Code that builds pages
——————
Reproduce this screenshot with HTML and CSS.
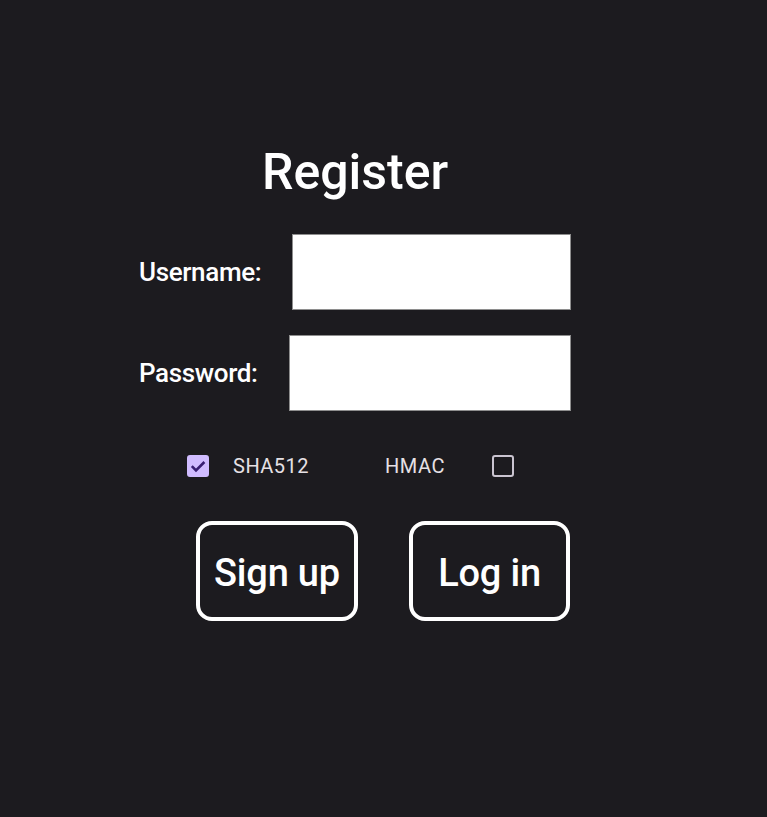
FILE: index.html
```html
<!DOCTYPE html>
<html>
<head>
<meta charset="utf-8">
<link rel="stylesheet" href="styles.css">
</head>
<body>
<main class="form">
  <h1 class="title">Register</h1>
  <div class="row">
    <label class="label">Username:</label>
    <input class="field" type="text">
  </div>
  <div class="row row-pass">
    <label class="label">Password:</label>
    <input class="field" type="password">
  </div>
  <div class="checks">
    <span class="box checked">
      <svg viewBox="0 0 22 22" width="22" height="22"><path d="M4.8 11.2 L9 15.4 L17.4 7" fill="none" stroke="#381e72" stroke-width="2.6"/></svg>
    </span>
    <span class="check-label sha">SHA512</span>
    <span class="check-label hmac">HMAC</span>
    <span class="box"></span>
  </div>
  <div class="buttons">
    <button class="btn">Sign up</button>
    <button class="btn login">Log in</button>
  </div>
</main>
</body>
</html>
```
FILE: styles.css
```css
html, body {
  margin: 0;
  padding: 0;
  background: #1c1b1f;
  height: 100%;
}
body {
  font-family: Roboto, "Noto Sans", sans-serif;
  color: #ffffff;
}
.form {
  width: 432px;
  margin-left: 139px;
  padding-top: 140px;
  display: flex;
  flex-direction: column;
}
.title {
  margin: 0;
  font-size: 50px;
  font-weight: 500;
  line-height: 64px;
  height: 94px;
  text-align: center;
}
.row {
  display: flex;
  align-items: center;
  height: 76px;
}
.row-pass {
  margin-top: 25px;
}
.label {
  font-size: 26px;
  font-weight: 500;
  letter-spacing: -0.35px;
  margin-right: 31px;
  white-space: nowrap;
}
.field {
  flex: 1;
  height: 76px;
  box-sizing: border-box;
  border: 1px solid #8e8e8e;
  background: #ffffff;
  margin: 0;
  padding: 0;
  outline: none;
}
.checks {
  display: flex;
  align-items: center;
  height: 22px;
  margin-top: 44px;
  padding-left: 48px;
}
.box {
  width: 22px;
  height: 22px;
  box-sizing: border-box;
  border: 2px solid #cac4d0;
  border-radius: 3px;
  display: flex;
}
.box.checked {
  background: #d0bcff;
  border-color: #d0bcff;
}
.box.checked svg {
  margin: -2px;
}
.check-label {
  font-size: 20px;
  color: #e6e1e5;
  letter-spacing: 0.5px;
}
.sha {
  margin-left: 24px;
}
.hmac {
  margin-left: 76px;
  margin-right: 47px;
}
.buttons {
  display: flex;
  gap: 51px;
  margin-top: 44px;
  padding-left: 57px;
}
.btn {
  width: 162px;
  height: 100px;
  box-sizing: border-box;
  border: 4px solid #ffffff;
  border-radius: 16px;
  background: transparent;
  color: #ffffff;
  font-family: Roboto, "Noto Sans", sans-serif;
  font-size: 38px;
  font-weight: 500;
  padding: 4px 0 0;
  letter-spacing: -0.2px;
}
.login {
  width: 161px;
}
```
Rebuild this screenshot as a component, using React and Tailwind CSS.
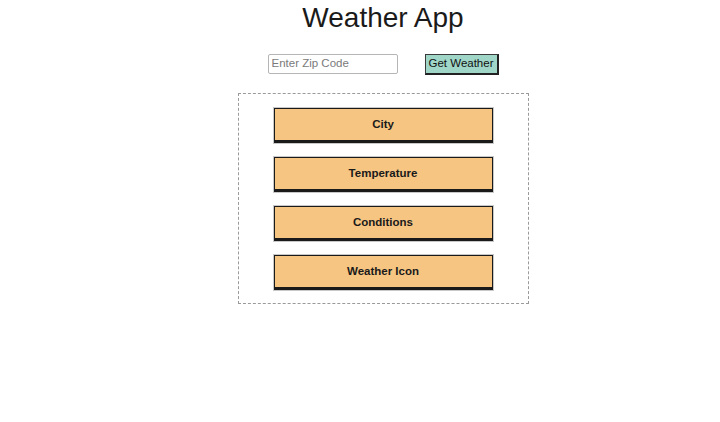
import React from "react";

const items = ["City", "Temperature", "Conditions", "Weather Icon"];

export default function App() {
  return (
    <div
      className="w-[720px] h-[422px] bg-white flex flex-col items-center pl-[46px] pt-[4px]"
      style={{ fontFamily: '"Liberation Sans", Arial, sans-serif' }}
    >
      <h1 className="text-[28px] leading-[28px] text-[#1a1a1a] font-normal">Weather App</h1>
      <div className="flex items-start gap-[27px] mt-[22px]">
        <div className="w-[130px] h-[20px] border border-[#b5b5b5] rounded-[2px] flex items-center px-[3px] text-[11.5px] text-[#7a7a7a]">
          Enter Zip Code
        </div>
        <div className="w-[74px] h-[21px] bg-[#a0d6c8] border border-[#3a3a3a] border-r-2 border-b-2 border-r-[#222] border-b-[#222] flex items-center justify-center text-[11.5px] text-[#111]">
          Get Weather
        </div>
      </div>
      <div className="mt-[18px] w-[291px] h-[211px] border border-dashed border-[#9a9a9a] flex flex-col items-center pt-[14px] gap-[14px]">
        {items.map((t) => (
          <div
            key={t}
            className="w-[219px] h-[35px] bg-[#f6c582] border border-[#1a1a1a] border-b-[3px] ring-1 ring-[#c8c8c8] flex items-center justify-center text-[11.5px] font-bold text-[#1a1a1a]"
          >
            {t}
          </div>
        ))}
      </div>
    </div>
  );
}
——————
*Exercise brief*: Without the pictures, return the entries exactly as they appear.

*Written response*:
Reproduce this screenshot with HTML and CSS.
FILE: index.html
```html
<!DOCTYPE html>
<html>
<head>
<meta charset="utf-8">
<link rel="stylesheet" href="styles.css">
</head>
<body>
<main class="form">
  <h1 class="title">Register</h1>
  <div class="row">
    <label class="label">Username:</label>
    <input class="field" type="text">
  </div>
  <div class="row row-pass">
    <label class="label">Password:</label>
    <input class="field" type="password">
  </div>
  <div class="checks">
    <span class="box checked">
      <svg viewBox="0 0 22 22" width="22" height="22"><path d="M4.8 11.2 L9 15.4 L17.4 7" fill="none" stroke="#381e72" stroke-width="2.6"/></svg>
    </span>
    <span class="check-label sha">SHA512</span>
    <span class="check-label hmac">HMAC</span>
    <span class="box"></span>
  </div>
  <div class="buttons">
    <button class="btn">Sign up</button>
    <button class="btn login">Log in</button>
  </div>
</main>
</body>
</html>
```
FILE: styles.css
```css
html, body {
  margin: 0;
  padding: 0;
  background: #1c1b1f;
  height: 100%;
}
body {
  font-family: Roboto, "Noto Sans", sans-serif;
  color: #ffffff;
}
.form {
  width: 432px;
  margin-left: 139px;
  padding-top: 140px;
  display: flex;
  flex-direction: column;
}
.title {
  margin: 0;
  font-size: 50px;
  font-weight: 500;
  line-height: 64px;
  height: 94px;
  text-align: center;
}
.row {
  display: flex;
  align-items: center;
  height: 76px;
}
.row-pass {
  margin-top: 25px;
}
.label {
  font-size: 26px;
  font-weight: 500;
  letter-spacing: -0.35px;
  margin-right: 31px;
  white-space: nowrap;
}
.field {
  flex: 1;
  height: 76px;
  box-sizing: border-box;
  border: 1px solid #8e8e8e;
  background: #ffffff;
  margin: 0;
  padding: 0;
  outline: none;
}
.checks {
  display: flex;
  align-items: center;
  height: 22px;
  margin-top: 44px;
  padding-left: 48px;
}
.box {
  width: 22px;
  height: 22px;
  box-sizing: border-box;
  border: 2px solid #cac4d0;
  border-radius: 3px;
  display: flex;
}
.box.checked {
  background: #d0bcff;
  border-color: #d0bcff;
}
.box.checked svg {
  margin: -2px;
}
.check-label {
  font-size: 20px;
  color: #e6e1e5;
  letter-spacing: 0.5px;
}
.sha {
  margin-left: 24px;
}
.hmac {
  margin-left: 76px;
  margin-right: 47px;
}
.buttons {
  display: flex;
  gap: 51px;
  margin-top: 44px;
  padding-left: 57px;
}
.btn {
  width: 162px;
  height: 100px;
  box-sizing: border-box;
  border: 4px solid #ffffff;
  border-radius: 16px;
  background: transparent;
  color: #ffffff;
  font-family: Roboto, "Noto Sans", sans-serif;
  font-size: 38px;
  font-weight: 500;
  padding: 4px 0 0;
  letter-spacing: -0.2px;
}
.login {
  width: 161px;
}
```
Rebuild this screenshot as a component, using React and Tailwind CSS.
import React from "react";

const items = ["City", "Temperature", "Conditions", "Weather Icon"];

export default function App() {
  return (
    <div
      className="w-[720px] h-[422px] bg-white flex flex-col items-center pl-[46px] pt-[4px]"
      style={{ fontFamily: '"Liberation Sans", Arial, sans-serif' }}
    >
      <h1 className="text-[28px] leading-[28px] text-[#1a1a1a] font-normal">Weather App</h1>
      <div className="flex items-start gap-[27px] mt-[22px]">
        <div className="w-[130px] h-[20px] border border-[#b5b5b5] rounded-[2px] flex items-center px-[3px] text-[11.5px] text-[#7a7a7a]">
          Enter Zip Code
        </div>
        <div className="w-[74px] h-[21px] bg-[#a0d6c8] border border-[#3a3a3a] border-r-2 border-b-2 border-r-[#222] border-b-[#222] flex items-center justify-center text-[11.5px] text-[#111]">
          Get Weather
        </div>
      </div>
      <div className="mt-[18px] w-[291px] h-[211px] border border-dashed border-[#9a9a9a] flex flex-col items-center pt-[14px] gap-[14px]">
        {items.map((t) => (
          <div
            key={t}
            className="w-[219px] h-[35px] bg-[#f6c582] border border-[#1a1a1a] border-b-[3px] ring-1 ring-[#c8c8c8] flex items-center justify-center text-[11.5px] font-bold text-[#1a1a1a]"
          >
            {t}
          </div>
        ))}
      </div>
    </div>
  );
}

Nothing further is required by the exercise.